--- start Supplied material ---

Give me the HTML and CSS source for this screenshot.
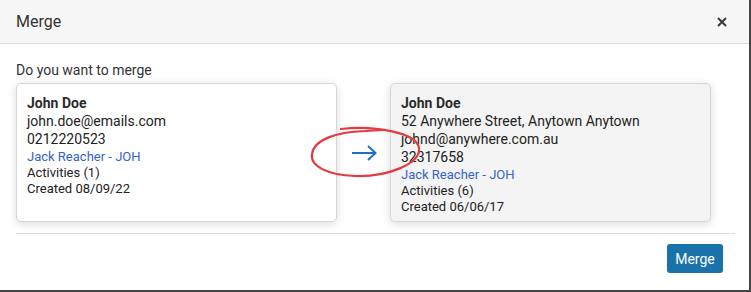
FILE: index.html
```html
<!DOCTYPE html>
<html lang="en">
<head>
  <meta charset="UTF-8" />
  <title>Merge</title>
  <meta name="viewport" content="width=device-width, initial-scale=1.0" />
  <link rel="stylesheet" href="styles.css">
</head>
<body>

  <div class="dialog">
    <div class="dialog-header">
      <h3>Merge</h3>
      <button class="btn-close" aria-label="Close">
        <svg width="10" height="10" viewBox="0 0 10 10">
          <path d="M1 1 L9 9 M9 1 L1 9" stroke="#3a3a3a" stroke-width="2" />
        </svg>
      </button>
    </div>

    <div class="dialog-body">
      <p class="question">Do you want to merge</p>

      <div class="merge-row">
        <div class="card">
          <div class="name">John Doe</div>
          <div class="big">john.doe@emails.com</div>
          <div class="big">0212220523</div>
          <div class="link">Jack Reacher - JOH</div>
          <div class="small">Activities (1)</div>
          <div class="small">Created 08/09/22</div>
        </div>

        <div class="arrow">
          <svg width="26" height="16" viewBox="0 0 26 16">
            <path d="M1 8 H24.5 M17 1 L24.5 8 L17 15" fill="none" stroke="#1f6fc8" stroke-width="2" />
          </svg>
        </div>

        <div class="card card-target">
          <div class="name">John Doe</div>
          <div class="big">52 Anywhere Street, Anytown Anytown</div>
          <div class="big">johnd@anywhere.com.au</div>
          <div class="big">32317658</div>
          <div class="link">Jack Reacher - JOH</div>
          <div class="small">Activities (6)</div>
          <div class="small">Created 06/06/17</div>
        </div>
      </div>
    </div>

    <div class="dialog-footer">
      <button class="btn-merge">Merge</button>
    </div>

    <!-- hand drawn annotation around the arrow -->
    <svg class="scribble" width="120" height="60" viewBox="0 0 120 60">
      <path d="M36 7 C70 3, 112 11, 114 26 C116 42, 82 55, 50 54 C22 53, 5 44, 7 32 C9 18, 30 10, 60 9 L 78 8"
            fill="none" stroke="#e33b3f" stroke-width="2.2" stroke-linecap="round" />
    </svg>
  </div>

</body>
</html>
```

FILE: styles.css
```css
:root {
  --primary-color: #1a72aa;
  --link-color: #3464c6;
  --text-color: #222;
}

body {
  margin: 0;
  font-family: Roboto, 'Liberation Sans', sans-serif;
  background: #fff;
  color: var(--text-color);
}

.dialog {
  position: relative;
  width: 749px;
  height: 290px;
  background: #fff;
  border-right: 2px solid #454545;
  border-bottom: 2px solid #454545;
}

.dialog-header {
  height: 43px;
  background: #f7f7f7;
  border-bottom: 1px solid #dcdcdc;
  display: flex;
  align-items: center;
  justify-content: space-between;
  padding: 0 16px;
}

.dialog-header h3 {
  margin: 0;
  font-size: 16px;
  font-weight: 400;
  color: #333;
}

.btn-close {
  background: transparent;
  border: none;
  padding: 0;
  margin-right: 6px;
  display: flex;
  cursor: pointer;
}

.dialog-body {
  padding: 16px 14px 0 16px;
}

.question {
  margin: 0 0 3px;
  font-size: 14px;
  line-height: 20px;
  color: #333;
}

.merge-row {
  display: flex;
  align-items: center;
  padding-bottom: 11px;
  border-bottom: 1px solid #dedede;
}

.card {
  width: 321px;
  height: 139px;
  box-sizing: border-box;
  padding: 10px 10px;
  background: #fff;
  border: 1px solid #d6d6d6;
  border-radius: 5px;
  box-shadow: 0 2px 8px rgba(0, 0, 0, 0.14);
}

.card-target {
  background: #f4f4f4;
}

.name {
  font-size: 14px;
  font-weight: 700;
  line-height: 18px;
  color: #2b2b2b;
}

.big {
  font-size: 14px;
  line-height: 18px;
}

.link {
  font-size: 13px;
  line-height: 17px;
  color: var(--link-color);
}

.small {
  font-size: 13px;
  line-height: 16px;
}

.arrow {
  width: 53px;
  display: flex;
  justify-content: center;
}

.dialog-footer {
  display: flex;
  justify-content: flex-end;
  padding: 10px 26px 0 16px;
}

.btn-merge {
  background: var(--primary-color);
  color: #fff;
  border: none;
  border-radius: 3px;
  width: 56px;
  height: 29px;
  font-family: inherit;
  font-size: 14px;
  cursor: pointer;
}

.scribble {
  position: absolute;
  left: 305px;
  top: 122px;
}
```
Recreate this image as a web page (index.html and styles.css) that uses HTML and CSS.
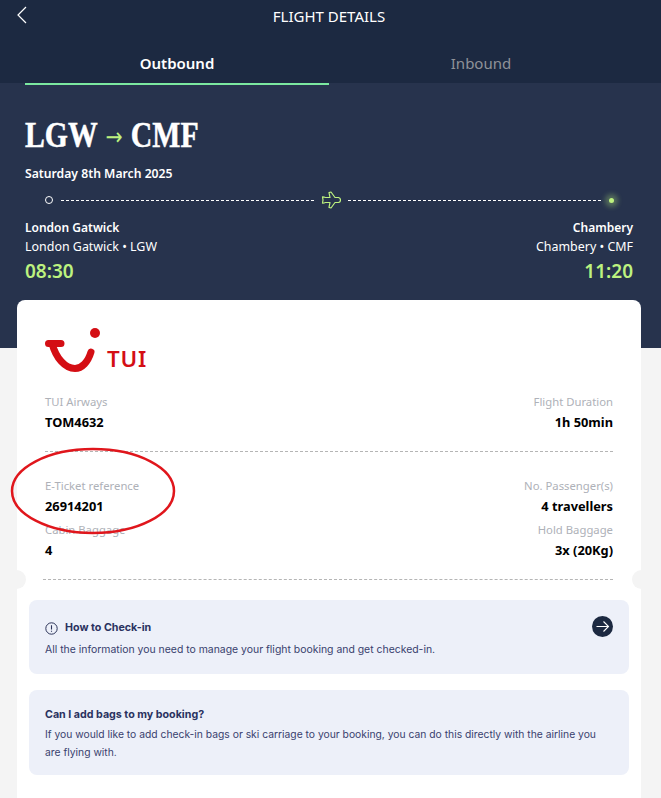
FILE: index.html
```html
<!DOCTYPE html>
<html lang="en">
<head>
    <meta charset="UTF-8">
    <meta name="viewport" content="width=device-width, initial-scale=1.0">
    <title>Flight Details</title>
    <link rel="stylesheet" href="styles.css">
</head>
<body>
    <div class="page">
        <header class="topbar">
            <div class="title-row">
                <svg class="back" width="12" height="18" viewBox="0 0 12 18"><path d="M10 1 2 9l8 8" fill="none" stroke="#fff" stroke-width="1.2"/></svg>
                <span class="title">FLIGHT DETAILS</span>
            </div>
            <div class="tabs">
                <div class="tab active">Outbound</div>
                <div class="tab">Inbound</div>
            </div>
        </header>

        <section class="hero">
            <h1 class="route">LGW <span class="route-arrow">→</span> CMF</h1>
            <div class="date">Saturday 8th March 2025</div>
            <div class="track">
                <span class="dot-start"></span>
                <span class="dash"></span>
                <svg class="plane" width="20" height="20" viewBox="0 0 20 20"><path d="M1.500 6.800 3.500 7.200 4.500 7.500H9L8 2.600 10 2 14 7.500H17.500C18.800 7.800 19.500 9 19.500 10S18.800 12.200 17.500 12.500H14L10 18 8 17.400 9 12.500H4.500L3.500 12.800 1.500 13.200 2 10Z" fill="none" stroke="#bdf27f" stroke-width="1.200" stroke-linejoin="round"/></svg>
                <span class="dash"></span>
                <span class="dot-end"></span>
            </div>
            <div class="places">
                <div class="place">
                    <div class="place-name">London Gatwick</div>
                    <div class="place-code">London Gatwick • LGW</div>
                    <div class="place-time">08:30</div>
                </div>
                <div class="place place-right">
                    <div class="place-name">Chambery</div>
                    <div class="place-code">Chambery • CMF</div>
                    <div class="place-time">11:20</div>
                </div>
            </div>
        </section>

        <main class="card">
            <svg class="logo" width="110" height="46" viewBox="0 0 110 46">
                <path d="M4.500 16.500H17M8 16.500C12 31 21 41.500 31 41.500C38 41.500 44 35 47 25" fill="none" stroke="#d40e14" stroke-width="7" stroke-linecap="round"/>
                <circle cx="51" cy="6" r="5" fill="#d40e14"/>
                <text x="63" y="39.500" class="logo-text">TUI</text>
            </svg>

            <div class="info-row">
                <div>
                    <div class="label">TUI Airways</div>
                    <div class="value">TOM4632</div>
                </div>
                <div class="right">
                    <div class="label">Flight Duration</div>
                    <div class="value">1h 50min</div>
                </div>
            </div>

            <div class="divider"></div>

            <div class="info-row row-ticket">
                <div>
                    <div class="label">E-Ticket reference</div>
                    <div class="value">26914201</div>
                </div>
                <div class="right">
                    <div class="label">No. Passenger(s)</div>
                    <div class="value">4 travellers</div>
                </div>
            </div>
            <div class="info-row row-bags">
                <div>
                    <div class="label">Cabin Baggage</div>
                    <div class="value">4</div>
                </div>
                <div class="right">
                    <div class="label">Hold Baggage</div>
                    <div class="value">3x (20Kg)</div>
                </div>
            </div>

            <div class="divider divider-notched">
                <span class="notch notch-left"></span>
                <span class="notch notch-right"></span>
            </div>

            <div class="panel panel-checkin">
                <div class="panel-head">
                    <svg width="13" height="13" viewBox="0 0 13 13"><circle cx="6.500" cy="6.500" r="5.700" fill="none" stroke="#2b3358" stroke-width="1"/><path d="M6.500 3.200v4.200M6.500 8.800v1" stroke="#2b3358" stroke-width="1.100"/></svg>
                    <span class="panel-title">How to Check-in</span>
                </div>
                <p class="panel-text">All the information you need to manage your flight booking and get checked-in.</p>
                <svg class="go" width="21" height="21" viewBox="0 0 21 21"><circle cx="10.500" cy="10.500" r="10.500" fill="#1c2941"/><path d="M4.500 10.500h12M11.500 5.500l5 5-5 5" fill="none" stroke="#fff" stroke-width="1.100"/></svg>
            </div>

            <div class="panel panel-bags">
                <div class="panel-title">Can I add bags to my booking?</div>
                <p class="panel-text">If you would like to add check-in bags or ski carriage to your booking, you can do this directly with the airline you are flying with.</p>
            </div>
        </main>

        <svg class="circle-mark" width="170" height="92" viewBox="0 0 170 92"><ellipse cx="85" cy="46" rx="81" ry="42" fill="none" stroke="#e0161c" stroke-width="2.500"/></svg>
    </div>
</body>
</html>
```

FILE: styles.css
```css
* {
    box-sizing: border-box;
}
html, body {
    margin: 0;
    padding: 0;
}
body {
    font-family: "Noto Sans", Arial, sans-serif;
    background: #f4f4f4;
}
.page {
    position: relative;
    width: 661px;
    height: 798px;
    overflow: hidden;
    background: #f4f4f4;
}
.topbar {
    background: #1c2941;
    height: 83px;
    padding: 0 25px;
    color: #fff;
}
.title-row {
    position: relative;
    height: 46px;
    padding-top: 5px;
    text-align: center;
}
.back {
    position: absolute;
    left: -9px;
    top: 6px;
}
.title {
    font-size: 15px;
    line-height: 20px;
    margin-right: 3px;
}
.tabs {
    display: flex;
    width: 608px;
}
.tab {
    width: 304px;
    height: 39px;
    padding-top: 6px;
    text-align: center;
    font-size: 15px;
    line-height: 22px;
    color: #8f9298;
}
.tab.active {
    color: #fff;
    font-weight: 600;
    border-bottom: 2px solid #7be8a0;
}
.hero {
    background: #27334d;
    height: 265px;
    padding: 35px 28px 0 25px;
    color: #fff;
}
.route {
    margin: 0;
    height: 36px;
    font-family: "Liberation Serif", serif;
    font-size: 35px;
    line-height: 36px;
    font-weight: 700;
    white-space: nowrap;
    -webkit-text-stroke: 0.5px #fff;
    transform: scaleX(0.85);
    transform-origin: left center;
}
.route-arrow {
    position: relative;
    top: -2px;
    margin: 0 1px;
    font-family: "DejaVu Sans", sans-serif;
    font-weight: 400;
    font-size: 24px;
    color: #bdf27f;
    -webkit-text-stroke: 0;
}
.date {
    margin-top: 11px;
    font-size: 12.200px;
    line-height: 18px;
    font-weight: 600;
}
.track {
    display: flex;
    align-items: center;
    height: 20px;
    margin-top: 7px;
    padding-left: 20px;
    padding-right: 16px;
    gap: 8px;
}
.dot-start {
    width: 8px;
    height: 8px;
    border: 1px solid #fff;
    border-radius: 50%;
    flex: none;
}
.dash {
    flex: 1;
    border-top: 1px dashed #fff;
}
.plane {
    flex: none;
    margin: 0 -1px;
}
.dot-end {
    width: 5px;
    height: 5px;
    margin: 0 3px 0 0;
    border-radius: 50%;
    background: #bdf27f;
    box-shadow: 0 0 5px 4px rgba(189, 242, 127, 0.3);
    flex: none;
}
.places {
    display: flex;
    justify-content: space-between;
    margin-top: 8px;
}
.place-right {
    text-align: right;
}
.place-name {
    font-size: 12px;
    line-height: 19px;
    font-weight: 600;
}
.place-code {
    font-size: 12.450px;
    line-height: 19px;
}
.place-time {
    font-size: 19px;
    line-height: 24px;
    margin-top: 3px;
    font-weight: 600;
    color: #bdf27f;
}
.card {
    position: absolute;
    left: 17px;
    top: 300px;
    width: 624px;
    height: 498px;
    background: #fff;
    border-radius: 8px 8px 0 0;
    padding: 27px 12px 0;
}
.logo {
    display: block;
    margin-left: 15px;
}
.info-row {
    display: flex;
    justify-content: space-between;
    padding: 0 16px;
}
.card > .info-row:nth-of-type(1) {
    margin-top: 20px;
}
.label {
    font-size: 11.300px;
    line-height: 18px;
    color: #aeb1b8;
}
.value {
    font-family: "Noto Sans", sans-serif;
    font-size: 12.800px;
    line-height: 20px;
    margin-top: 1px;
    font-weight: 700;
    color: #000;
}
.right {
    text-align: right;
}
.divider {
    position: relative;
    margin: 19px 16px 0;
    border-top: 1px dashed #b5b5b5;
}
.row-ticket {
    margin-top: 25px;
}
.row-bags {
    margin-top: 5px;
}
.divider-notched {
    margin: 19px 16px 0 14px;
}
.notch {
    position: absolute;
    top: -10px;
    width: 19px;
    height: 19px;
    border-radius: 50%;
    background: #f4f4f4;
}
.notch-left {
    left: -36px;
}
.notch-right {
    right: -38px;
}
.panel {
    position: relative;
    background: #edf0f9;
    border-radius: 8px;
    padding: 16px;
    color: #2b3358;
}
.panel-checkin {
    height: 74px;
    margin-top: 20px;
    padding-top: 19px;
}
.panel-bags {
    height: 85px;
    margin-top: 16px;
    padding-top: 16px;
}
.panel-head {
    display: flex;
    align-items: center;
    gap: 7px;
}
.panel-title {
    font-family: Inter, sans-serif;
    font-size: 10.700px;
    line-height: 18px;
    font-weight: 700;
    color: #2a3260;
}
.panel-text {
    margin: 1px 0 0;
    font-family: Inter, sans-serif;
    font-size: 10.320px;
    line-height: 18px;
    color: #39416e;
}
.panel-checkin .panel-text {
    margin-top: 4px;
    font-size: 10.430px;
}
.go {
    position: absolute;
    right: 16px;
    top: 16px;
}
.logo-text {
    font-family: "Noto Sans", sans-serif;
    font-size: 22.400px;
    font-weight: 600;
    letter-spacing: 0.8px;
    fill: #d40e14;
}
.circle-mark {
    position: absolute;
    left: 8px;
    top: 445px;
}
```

--- end Supplied material ---

Work required → Find the word "page" in the material, then list each line that holds it.

Task result →
Recreate this image as a web page (index.html and styles.css) that uses HTML and CSS.
    <div class="page">
.page {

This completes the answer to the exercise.